(l to r) Jesse Tyler Ferguson and Jesse Williams in ‘Take Me Out.’ (Photo: Joan Marcus)
A starry revival of the Tony Award-winning play Take Me Out by Richard Greenberg and featuring Jesse Williams, Patrick J. Adams, and Jesse Tyler Ferguson is now playing at Second Stage and critics are sharply divided, with praising the production and cast and others taking note of how the play has aged.
Jesse Green for The New York Times gave the production a positive review, writing, “In performance, now no less than in 2002, when it had its New York debut at the Public Theater, it is mostly delightful and provocative.”

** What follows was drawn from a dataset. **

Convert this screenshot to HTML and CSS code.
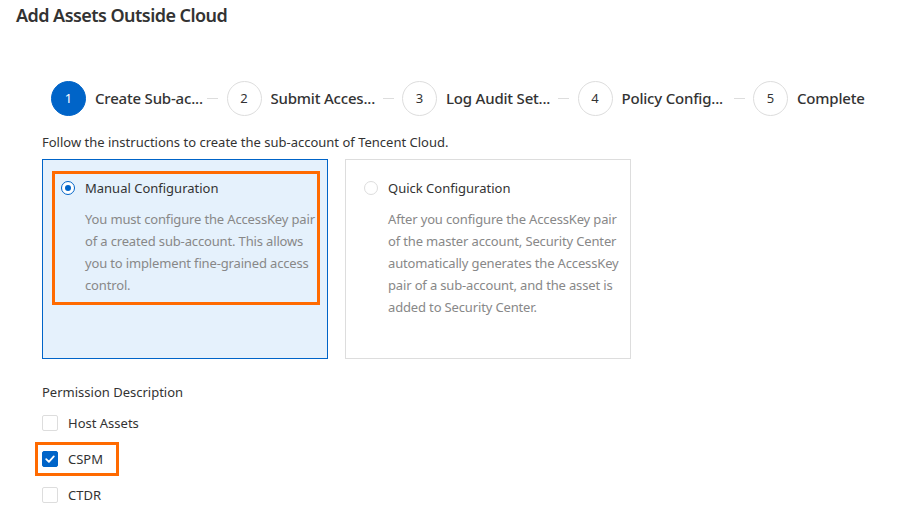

For Time Out New York, Adam Feldman was similarly smitten; in his four-star review (and also dubbed a Time Out Recommended show), Feldman wrote that the production, “directed by Scott Ellis, remains provocative intelligent and engaging. Greenberg likes big words, big themes, and messy complications.”
Frank Rizzo, for Variety, was also overall pleased, saying, “This revival … is a solid hit, despite a few grounding errors.”

The cast of ‘Take Me Out.’ (Photo: Joan Marcus)
But not all critics were so pleased. For New York Magazine, Helen Shaw noted, “Greenberg’s deftly constructed play is full of dramaturgical distractions to keep us off balance. Under Scott Ellis’s direction, the clownish characters go extremely silly and broad.”
Juan Michael Porter II, for Did They Like It, called out the ways in which the show has poorly aged: “Almost two decades later, [Richard Greenberg’s] ableist and gay-caricature-laden affair has returned to Broadway, complete with its dated humor and obsession with the white gaze.”
Naveen Kumar for Broadway News was also critical of some parts of the play, penning, “the revival of Take Me Out from Second Stage is a down-the-middle throwback that neither connects squarely with the present nor meaningfully replays the past…Jesse Tyler Ferguson makes for a more lively and personality-forward storyteller when his character turns to the audience, acting as a kind of proxy for lay people, fans and gay New Yorkers suddenly interested in sports.”